I bring up compensation because it was stressful to some people, especially as you keep going and going. There's a sense of hopelessness that we may be a hung jury, or things like that. It's Saturday and people want to get back to work or back to their family lives. Everybody processes that differently.

5:50 p.m.

Liberal

Ron McKinnon Liberal Coquitlam—Port Coquitlam, BC

Would you say that, as a forewoman, your attention to managing the jury gave you a little bit of space to kind of stand aside from the evidence? Do you think that gave you a little bit of—I don't know—protection?

5:50 p.m.

As an Individual

Michaela Swan

No, I would say quite the opposite. I didn't have space to process the decision that I needed to make, because I was worried about the people in the room. I don't know that it's just being a forewoman, maybe that's being a mother, taking care of the needs of people in the room, and knowing, and listening. You become quite tight-knit when you've spent over three weeks together.

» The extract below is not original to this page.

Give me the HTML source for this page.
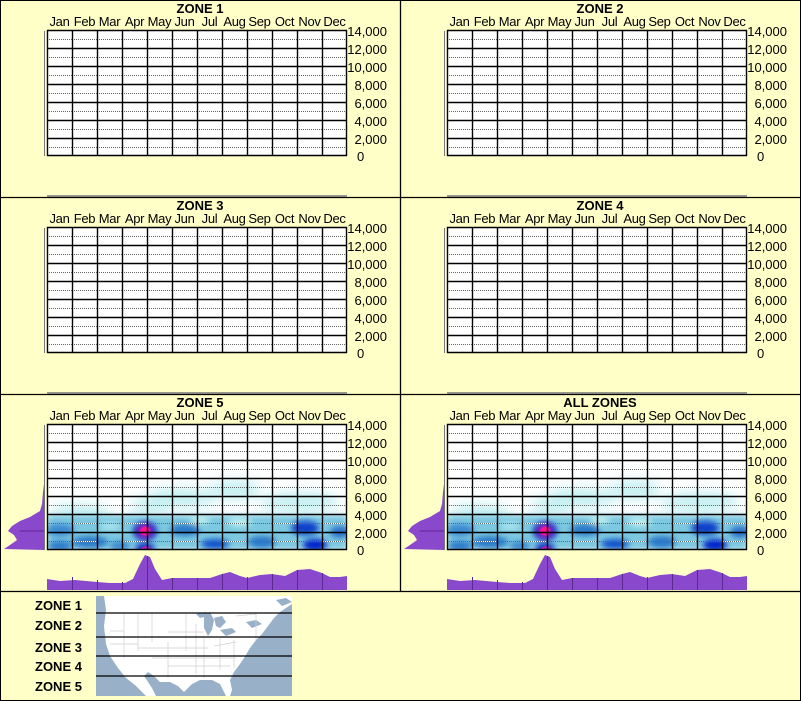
<!DOCTYPE html>
<html><head><meta charset="utf-8"><style>
body{margin:0;width:801px;height:701px;background:#ffffc8;position:relative;overflow:hidden;font-family:"Liberation Sans",Arial,sans-serif}
.p{position:absolute;width:400px;height:197px;box-sizing:border-box}
.t{position:absolute;left:0;width:400px;top:1px;text-align:center;font-weight:bold;font-size:13px;color:#000}
.m{position:absolute;top:14px;font-size:13px;color:#000;width:25px;text-align:center;white-space:nowrap;letter-spacing:-0.3px}
.y{position:absolute;left:338px;width:49px;text-align:right;font-size:13px;color:#000;line-height:13px}
svg{position:absolute;left:0;top:0}
.z{position:absolute;left:35px;font-weight:bold;font-size:13px}
</style></head><body>
<svg width="801" height="701" style="z-index:0">
<defs>
<pattern id="g" x="47" y="30" width="25" height="18" patternUnits="userSpaceOnUse">
<line x1="0" y1="9.5" x2="25" y2="9.5" stroke="#666" stroke-width="1" stroke-dasharray="1,1"/>
</pattern>
<filter id="bl" x="-50%" y="-50%" width="200%" height="200%"><feGaussianBlur stdDeviation="3"/></filter>
<filter id="bl2" x="-50%" y="-50%" width="200%" height="200%"><feGaussianBlur stdDeviation="6"/></filter>
<clipPath id="cl"><rect x="47" y="30" width="300" height="126"/></clipPath>
<g id="grid">
<rect x="47" y="30" width="300" height="126" fill="#fff"/>
</g>
<g id="lines">
<rect x="47" y="30" width="300" height="126" fill="url(#g)"/>
<path d="M47.5 30V156M72.5 30V156M97.5 30V156M122.5 30V156M147.5 30V156M172.5 30V156M197.5 30V156M222.5 30V156M247.5 30V156M272.5 30V156M297.5 30V156M322.5 30V156M346.5 30V156M47 30.5H347M47 48.5H347M47 66.5H347M47 84.5H347M47 102.5H347M47 120.5H347M47 138.5H347M47 155.5H347" stroke="#000" stroke-width="1.4" fill="none"/>
<line x1="44.5" y1="31" x2="44.5" y2="156" stroke="#777" stroke-width="1"/>
</g>
<g id="heat">
<g clip-path="url(#cl)">
<g filter="url(#bl2)" fill="#bdeef0" opacity="0.9">
<ellipse cx="80" cy="118" rx="30" ry="8"/><ellipse cx="180" cy="104" rx="35" ry="10"/><ellipse cx="235" cy="96" rx="25" ry="10"/><ellipse cx="300" cy="108" rx="40" ry="10"/><ellipse cx="150" cy="112" rx="20" ry="8"/>
</g>
<rect x="47" y="121" width="300" height="35" fill="#7cc8e0" filter="url(#bl)"/>
<g filter="url(#bl)">
<ellipse cx="60" cy="136" rx="14" ry="6" fill="#3a88d0"/>
<ellipse cx="90" cy="148" rx="18" ry="6" fill="#2a78c8"/>
<ellipse cx="60" cy="152" rx="12" ry="5" fill="#2a78c8"/>
<ellipse cx="120" cy="152" rx="10" ry="5" fill="#3a88d0"/>
<ellipse cx="145" cy="137" rx="12" ry="9" fill="#1030c0"/>
<ellipse cx="145" cy="154" rx="10" ry="5" fill="#1030c0"/>
<ellipse cx="185" cy="136" rx="15" ry="6" fill="#2a78c8"/>
<ellipse cx="215" cy="150" rx="14" ry="5" fill="#1050c8"/>
<ellipse cx="240" cy="128" rx="12" ry="5" fill="#b8eef0"/>
<ellipse cx="262" cy="148" rx="14" ry="6" fill="#2a78c8"/>
<ellipse cx="305" cy="134" rx="14" ry="7" fill="#0840c8"/>
<ellipse cx="315" cy="151" rx="12" ry="6" fill="#0020c8"/>
<ellipse cx="340" cy="138" rx="10" ry="6" fill="#2a70c8"/>
<ellipse cx="200" cy="126" rx="10" ry="4" fill="#c0f0f0"/>
<ellipse cx="110" cy="132" rx="10" ry="4" fill="#a8e4ec"/>
</g>
<ellipse cx="145" cy="137" rx="8" ry="7" fill="#a020c0" filter="url(#bl)"/>
<ellipse cx="145" cy="137" rx="5" ry="4.5" fill="#ff1090"/>
<ellipse cx="146" cy="155" rx="5" ry="3" fill="#b020c0"/>
<path d="M47 129.5H347M47 147.5H347" stroke="#fff" stroke-width="1" stroke-dasharray="1,1"/>
</g>
<polygon fill="#8a48cc" points="44,90 43,98 42,110 40,117 30,123 20,127 12,132 8,137 14,141 17,146 10,151 4,155 44,156"/>
<polygon fill="#8a48cc" points="47,196 47,185 60,187 75,186 97,188 110,189 125,189 133,185 140,170 145,161 150,163 155,175 162,186 172,184 197,184 210,184 222,180 230,178 240,182 247,184 260,181 272,180 285,182 297,176 310,175 322,179 330,183 340,183 347,182 347,196"/>
<path d="M72.5 183V196M97.5 186V196M122.5 188V196M147.5 162V196M172.5 184V196M197.5 184V196M222.5 180V196M247.5 183V196M272.5 180V196M297.5 176V196M322.5 179V196M19.5 137H44" stroke="#5a2a90" stroke-width="1"/>
</g>
</defs>
<rect x="0.5" y="0.5" width="800" height="700" fill="none" stroke="#000"/>
<path d="M400.5 0V591M0 197.5H801M0 394.5H801M0 591.5H801" stroke="#000" stroke-width="1.3"/>
<g><use href="#grid"/><use href="#lines"/><line x1="47" y1="196" x2="347" y2="196" stroke="#777" stroke-width="1.5"/></g>
<g transform="translate(400,0)"><use href="#grid"/><use href="#lines"/><line x1="47" y1="196" x2="347" y2="196" stroke="#777" stroke-width="1.5"/></g>
<g transform="translate(0,197)"><use href="#grid"/><use href="#lines"/><line x1="47" y1="196" x2="347" y2="196" stroke="#777" stroke-width="1.5"/></g>
<g transform="translate(400,197)"><use href="#grid"/><use href="#lines"/><line x1="47" y1="196" x2="347" y2="196" stroke="#777" stroke-width="1.5"/></g>
<g transform="translate(0,394)"><use href="#grid"/><use href="#heat"/><use href="#lines"/></g>
<g transform="translate(400,394)"><use href="#grid"/><use href="#heat"/><use href="#lines"/></g>
<g transform="translate(96,596)">
<rect width="196" height="100" fill="#98b0c8"/>
<path fill="#fff" d="M8,0 L196,0 L196,8 L190,12 L184,16 L178,22 L172,30 L166,38 L160,44 L154,52 L148,62 L144,68 L138,76 L134,84 L136,94 L134,100 L130,100 L124,88 L116,84 L104,84 L96,88 L88,96 L82,90 L74,86 L64,86 L58,80 L52,76 L48,80 L56,92 L60,100 L50,100 L40,90 L30,82 L22,72 L14,60 L10,48 L8,30 L10,14 Z"/>
<path fill="#98b0c8" d="M108,18 L114,16 L118,24 L116,34 L112,40 L108,32 Z M118,22 L126,20 L130,26 L124,32 L120,30 Z M124,34 L136,32 L140,36 L130,40 Z M100,18 L110,16 L112,20 L104,22 Z M150,26 L160,24 L166,28 L156,32 Z M180,4 L190,2 L196,6 L186,10 Z"/>
<path fill="none" stroke="#d0d0d0" stroke-width="0.7" d="M10,17H110M28,17V62M42,17V55M56,17V46M72,46V82M90,17V55M100,28V78M72,36H108M42,52H112M56,62H140M72,70H134M108,42V82M124,42V74M138,44V72M118,50L140,46M14,35H28M14,48H42M140,20L160,18V44"/>
<path d="M0,17H196M0,41H196M0,60H196M0,80H196" stroke="#000" stroke-width="1.3"/>
</g>
</svg>

<div class="p" style="left:0;top:0"><div class="t">ZONE 1</div></div>
<div class="p" style="left:400px;top:0"><div class="t">ZONE 2</div></div>
<div class="p" style="left:0;top:197px"><div class="t">ZONE 3</div></div>
<div class="p" style="left:400px;top:197px"><div class="t">ZONE 4</div></div>
<div class="p" style="left:0;top:394px"><div class="t">ZONE 5</div></div>
<div class="p" style="left:400px;top:394px"><div class="t">ALL ZONES</div></div>

<div class="p" style="left:0;top:0"><div class="m" style="left:47px">Jan</div><div class="m" style="left:72px">Feb</div><div class="m" style="left:97px">Mar</div><div class="m" style="left:122px">Apr</div><div class="m" style="left:147px">May</div><div class="m" style="left:172px">Jun</div><div class="m" style="left:197px">Jul</div><div class="m" style="left:222px">Aug</div><div class="m" style="left:247px">Sep</div><div class="m" style="left:272px">Oct</div><div class="m" style="left:297px">Nov</div><div class="m" style="left:322px">Dec</div><div class="y" style="top:25px">14,000</div><div class="y" style="top:43px">12,000</div><div class="y" style="top:61px">10,000</div><div class="y" style="top:79px">8,000</div><div class="y" style="top:97px">6,000</div><div class="y" style="top:115px">4,000</div><div class="y" style="top:133px">2,000</div><div class="y" style="top:150px;left:350px;width:auto;text-align:left;padding-left:7px">0</div></div>
<div class="p" style="left:400px;top:0"><div class="m" style="left:47px">Jan</div><div class="m" style="left:72px">Feb</div><div class="m" style="left:97px">Mar</div><div class="m" style="left:122px">Apr</div><div class="m" style="left:147px">May</div><div class="m" style="left:172px">Jun</div><div class="m" style="left:197px">Jul</div><div class="m" style="left:222px">Aug</div><div class="m" style="left:247px">Sep</div><div class="m" style="left:272px">Oct</div><div class="m" style="left:297px">Nov</div><div class="m" style="left:322px">Dec</div><div class="y" style="top:25px">14,000</div><div class="y" style="top:43px">12,000</div><div class="y" style="top:61px">10,000</div><div class="y" style="top:79px">8,000</div><div class="y" style="top:97px">6,000</div><div class="y" style="top:115px">4,000</div><div class="y" style="top:133px">2,000</div><div class="y" style="top:150px;left:350px;width:auto;text-align:left;padding-left:7px">0</div></div>
<div class="p" style="left:0;top:197px"><div class="m" style="left:47px">Jan</div><div class="m" style="left:72px">Feb</div><div class="m" style="left:97px">Mar</div><div class="m" style="left:122px">Apr</div><div class="m" style="left:147px">May</div><div class="m" style="left:172px">Jun</div><div class="m" style="left:197px">Jul</div><div class="m" style="left:222px">Aug</div><div class="m" style="left:247px">Sep</div><div class="m" style="left:272px">Oct</div><div class="m" style="left:297px">Nov</div><div class="m" style="left:322px">Dec</div><div class="y" style="top:25px">14,000</div><div class="y" style="top:43px">12,000</div><div class="y" style="top:61px">10,000</div><div class="y" style="top:79px">8,000</div><div class="y" style="top:97px">6,000</div><div class="y" style="top:115px">4,000</div><div class="y" style="top:133px">2,000</div><div class="y" style="top:150px;left:350px;width:auto;text-align:left;padding-left:7px">0</div></div>
<div class="p" style="left:400px;top:197px"><div class="m" style="left:47px">Jan</div><div class="m" style="left:72px">Feb</div><div class="m" style="left:97px">Mar</div><div class="m" style="left:122px">Apr</div><div class="m" style="left:147px">May</div><div class="m" style="left:172px">Jun</div><div class="m" style="left:197px">Jul</div><div class="m" style="left:222px">Aug</div><div class="m" style="left:247px">Sep</div><div class="m" style="left:272px">Oct</div><div class="m" style="left:297px">Nov</div><div class="m" style="left:322px">Dec</div><div class="y" style="top:25px">14,000</div><div class="y" style="top:43px">12,000</div><div class="y" style="top:61px">10,000</div><div class="y" style="top:79px">8,000</div><div class="y" style="top:97px">6,000</div><div class="y" style="top:115px">4,000</div><div class="y" style="top:133px">2,000</div><div class="y" style="top:150px;left:350px;width:auto;text-align:left;padding-left:7px">0</div></div>
<div class="p" style="left:0;top:394px"><div class="m" style="left:47px">Jan</div><div class="m" style="left:72px">Feb</div><div class="m" style="left:97px">Mar</div><div class="m" style="left:122px">Apr</div><div class="m" style="left:147px">May</div><div class="m" style="left:172px">Jun</div><div class="m" style="left:197px">Jul</div><div class="m" style="left:222px">Aug</div><div class="m" style="left:247px">Sep</div><div class="m" style="left:272px">Oct</div><div class="m" style="left:297px">Nov</div><div class="m" style="left:322px">Dec</div><div class="y" style="top:25px">14,000</div><div class="y" style="top:43px">12,000</div><div class="y" style="top:61px">10,000</div><div class="y" style="top:79px">8,000</div><div class="y" style="top:97px">6,000</div><div class="y" style="top:115px">4,000</div><div class="y" style="top:133px">2,000</div><div class="y" style="top:150px;left:350px;width:auto;text-align:left;padding-left:7px">0</div></div>
<div class="p" style="left:400px;top:394px"><div class="m" style="left:47px">Jan</div><div class="m" style="left:72px">Feb</div><div class="m" style="left:97px">Mar</div><div class="m" style="left:122px">Apr</div><div class="m" style="left:147px">May</div><div class="m" style="left:172px">Jun</div><div class="m" style="left:197px">Jul</div><div class="m" style="left:222px">Aug</div><div class="m" style="left:247px">Sep</div><div class="m" style="left:272px">Oct</div><div class="m" style="left:297px">Nov</div><div class="m" style="left:322px">Dec</div><div class="y" style="top:25px">14,000</div><div class="y" style="top:43px">12,000</div><div class="y" style="top:61px">10,000</div><div class="y" style="top:79px">8,000</div><div class="y" style="top:97px">6,000</div><div class="y" style="top:115px">4,000</div><div class="y" style="top:133px">2,000</div><div class="y" style="top:150px;left:350px;width:auto;text-align:left;padding-left:7px">0</div></div>

<div class="z" style="top:598px">ZONE 1</div>
<div class="z" style="top:618px">ZONE 2</div>
<div class="z" style="top:640px">ZONE 3</div>
<div class="z" style="top:659px">ZONE 4</div>
<div class="z" style="top:679px">ZONE 5</div>
</body></html>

There just needs to be a little bit of time. It's an intense situation in a small space. You know, maybe there could be consideration for breaks or time away. You can't just get up and go for a walk by yourself. They say, “Who wants to go for a walk?” and the whole group goes for a walk. You're always supervised. You're supervised when you go to the bathroom if you're at dinner; a sheriff goes with you to the bathroom. There's no time just to be, and not everybody has a coping skill that way. For me, sometimes I just need my own space and that came lying in bed at night awake, which was the only time I was alone.

5:50 p.m.

Liberal

The Chair Liberal Anthony Housefather

We have about seven minutes while Mr. Cozine's video conference link will still be live.

Now that we've done one round, I'm just asking members if you have any very short questions that you'd like to ask.

Mr. Liepert first.

5:50 p.m.

Conservative

Ron Liepert Conservative Calgary Signal Hill, AB

I have quite a few.

5:50 p.m.

Liberal

The Chair Liberal Anthony Housefather

Try to keep it down to two or three.